■ YOUR OBJECTIVE:
Print the entire listing. Each line must match the original exactly.

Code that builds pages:
:::::
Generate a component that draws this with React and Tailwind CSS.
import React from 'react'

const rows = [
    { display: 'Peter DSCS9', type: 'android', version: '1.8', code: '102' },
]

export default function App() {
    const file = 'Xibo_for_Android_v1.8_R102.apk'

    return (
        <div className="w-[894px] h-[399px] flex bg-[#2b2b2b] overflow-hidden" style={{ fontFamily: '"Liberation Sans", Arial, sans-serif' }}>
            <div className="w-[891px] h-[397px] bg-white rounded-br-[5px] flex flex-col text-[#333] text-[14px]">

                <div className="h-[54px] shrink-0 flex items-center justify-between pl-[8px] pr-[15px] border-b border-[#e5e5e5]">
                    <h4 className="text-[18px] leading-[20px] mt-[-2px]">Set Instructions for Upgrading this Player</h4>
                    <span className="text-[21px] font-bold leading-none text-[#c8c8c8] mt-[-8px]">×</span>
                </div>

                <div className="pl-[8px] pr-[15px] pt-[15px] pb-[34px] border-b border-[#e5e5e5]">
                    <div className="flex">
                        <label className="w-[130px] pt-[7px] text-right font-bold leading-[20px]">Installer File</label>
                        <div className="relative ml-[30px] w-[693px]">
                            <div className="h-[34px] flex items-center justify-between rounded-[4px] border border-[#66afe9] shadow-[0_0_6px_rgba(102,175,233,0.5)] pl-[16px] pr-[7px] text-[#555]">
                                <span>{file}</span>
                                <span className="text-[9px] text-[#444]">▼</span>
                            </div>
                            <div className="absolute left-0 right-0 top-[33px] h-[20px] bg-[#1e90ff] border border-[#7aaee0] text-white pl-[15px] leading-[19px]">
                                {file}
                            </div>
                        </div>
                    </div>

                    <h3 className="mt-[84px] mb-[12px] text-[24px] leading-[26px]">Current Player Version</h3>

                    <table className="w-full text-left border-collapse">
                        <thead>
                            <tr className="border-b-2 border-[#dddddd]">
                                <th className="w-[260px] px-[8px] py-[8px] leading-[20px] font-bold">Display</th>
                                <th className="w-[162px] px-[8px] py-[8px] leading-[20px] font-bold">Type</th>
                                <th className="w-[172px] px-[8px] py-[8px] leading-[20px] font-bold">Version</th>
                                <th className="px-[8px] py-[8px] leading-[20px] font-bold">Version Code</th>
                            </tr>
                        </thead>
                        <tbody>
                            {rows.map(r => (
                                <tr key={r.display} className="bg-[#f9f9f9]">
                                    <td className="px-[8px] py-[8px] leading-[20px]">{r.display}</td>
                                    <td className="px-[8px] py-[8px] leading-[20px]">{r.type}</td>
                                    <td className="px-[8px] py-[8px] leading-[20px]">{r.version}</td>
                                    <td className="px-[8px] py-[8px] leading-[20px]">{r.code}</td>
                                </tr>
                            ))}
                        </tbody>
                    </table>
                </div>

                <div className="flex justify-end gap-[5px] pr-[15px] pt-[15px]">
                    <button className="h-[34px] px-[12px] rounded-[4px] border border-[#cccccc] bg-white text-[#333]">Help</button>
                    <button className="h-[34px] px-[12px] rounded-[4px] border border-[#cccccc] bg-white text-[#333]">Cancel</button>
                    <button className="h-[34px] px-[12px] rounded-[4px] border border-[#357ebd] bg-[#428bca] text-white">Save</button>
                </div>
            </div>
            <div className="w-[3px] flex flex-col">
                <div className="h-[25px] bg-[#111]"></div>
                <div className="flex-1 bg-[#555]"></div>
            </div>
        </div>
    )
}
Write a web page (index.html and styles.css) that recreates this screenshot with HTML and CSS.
:::::
■ OUTPUT OF THE EXERCISE:
Generate a component that draws this with React and Tailwind CSS.
import React from 'react'

const rows = [
    { display: 'Peter DSCS9', type: 'android', version: '1.8', code: '102' },
]

export default function App() {
    const file = 'Xibo_for_Android_v1.8_R102.apk'

    return (
        <div className="w-[894px] h-[399px] flex bg-[#2b2b2b] overflow-hidden" style={{ fontFamily: '"Liberation Sans", Arial, sans-serif' }}>
            <div className="w-[891px] h-[397px] bg-white rounded-br-[5px] flex flex-col text-[#333] text-[14px]">

                <div className="h-[54px] shrink-0 flex items-center justify-between pl-[8px] pr-[15px] border-b border-[#e5e5e5]">
                    <h4 className="text-[18px] leading-[20px] mt-[-2px]">Set Instructions for Upgrading this Player</h4>
                    <span className="text-[21px] font-bold leading-none text-[#c8c8c8] mt-[-8px]">×</span>
                </div>

                <div className="pl-[8px] pr-[15px] pt-[15px] pb-[34px] border-b border-[#e5e5e5]">
                    <div className="flex">
                        <label className="w-[130px] pt-[7px] text-right font-bold leading-[20px]">Installer File</label>
                        <div className="relative ml-[30px] w-[693px]">
                            <div className="h-[34px] flex items-center justify-between rounded-[4px] border border-[#66afe9] shadow-[0_0_6px_rgba(102,175,233,0.5)] pl-[16px] pr-[7px] text-[#555]">
                                <span>{file}</span>
                                <span className="text-[9px] text-[#444]">▼</span>
                            </div>
                            <div className="absolute left-0 right-0 top-[33px] h-[20px] bg-[#1e90ff] border border-[#7aaee0] text-white pl-[15px] leading-[19px]">
                                {file}
                            </div>
                        </div>
                    </div>

                    <h3 className="mt-[84px] mb-[12px] text-[24px] leading-[26px]">Current Player Version</h3>

                    <table className="w-full text-left border-collapse">
                        <thead>
                            <tr className="border-b-2 border-[#dddddd]">
                                <th className="w-[260px] px-[8px] py-[8px] leading-[20px] font-bold">Display</th>
                                <th className="w-[162px] px-[8px] py-[8px] leading-[20px] font-bold">Type</th>
                                <th className="w-[172px] px-[8px] py-[8px] leading-[20px] font-bold">Version</th>
                                <th className="px-[8px] py-[8px] leading-[20px] font-bold">Version Code</th>
                            </tr>
                        </thead>
                        <tbody>
                            {rows.map(r => (
                                <tr key={r.display} className="bg-[#f9f9f9]">
                                    <td className="px-[8px] py-[8px] leading-[20px]">{r.display}</td>
                                    <td className="px-[8px] py-[8px] leading-[20px]">{r.type}</td>
                                    <td className="px-[8px] py-[8px] leading-[20px]">{r.version}</td>
                                    <td className="px-[8px] py-[8px] leading-[20px]">{r.code}</td>
                                </tr>
                            ))}
                        </tbody>
                    </table>
                </div>

                <div className="flex justify-end gap-[5px] pr-[15px] pt-[15px]">
                    <button className="h-[34px] px-[12px] rounded-[4px] border border-[#cccccc] bg-white text-[#333]">Help</button>
                    <button className="h-[34px] px-[12px] rounded-[4px] border border-[#cccccc] bg-white text-[#333]">Cancel</button>
                    <button className="h-[34px] px-[12px] rounded-[4px] border border-[#357ebd] bg-[#428bca] text-white">Save</button>
                </div>
            </div>
            <div className="w-[3px] flex flex-col">
                <div className="h-[25px] bg-[#111]"></div>
                <div className="flex-1 bg-[#555]"></div>
            </div>
        </div>
    )
}
Write a web page (index.html and styles.css) that recreates this screenshot with HTML and CSS.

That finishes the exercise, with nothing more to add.